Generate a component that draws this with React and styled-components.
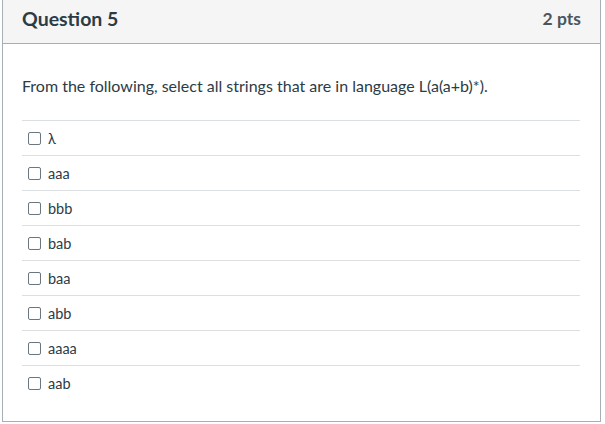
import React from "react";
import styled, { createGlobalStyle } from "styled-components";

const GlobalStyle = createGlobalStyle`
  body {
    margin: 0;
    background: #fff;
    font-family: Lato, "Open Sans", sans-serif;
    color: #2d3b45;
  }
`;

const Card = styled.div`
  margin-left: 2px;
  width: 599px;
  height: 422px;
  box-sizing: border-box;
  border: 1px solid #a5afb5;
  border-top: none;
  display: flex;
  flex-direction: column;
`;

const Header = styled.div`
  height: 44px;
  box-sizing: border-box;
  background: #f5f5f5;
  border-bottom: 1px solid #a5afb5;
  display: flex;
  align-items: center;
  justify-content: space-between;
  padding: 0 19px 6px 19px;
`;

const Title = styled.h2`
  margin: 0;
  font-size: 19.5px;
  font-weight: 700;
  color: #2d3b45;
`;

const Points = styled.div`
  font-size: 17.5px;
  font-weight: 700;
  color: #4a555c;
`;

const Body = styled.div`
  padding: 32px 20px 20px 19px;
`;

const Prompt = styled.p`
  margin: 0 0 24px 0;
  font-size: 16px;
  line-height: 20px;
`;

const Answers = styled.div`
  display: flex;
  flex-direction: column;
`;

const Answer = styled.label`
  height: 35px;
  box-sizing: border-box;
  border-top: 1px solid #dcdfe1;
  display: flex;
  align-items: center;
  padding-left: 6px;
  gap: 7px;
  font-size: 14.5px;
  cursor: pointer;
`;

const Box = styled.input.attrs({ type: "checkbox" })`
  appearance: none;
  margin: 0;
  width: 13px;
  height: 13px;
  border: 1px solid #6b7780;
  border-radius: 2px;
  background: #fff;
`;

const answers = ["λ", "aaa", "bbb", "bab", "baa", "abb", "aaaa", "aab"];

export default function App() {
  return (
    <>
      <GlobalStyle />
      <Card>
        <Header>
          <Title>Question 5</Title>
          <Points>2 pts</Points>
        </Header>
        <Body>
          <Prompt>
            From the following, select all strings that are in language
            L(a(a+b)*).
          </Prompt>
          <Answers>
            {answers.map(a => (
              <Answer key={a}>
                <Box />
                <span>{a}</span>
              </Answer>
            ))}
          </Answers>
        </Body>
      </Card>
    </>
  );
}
= = = =
Pick each line holding the word "components" out of the data and copy it.

* _Result below_
Generate a component that draws this with React and styled-components.
import styled, { createGlobalStyle } from "styled-components";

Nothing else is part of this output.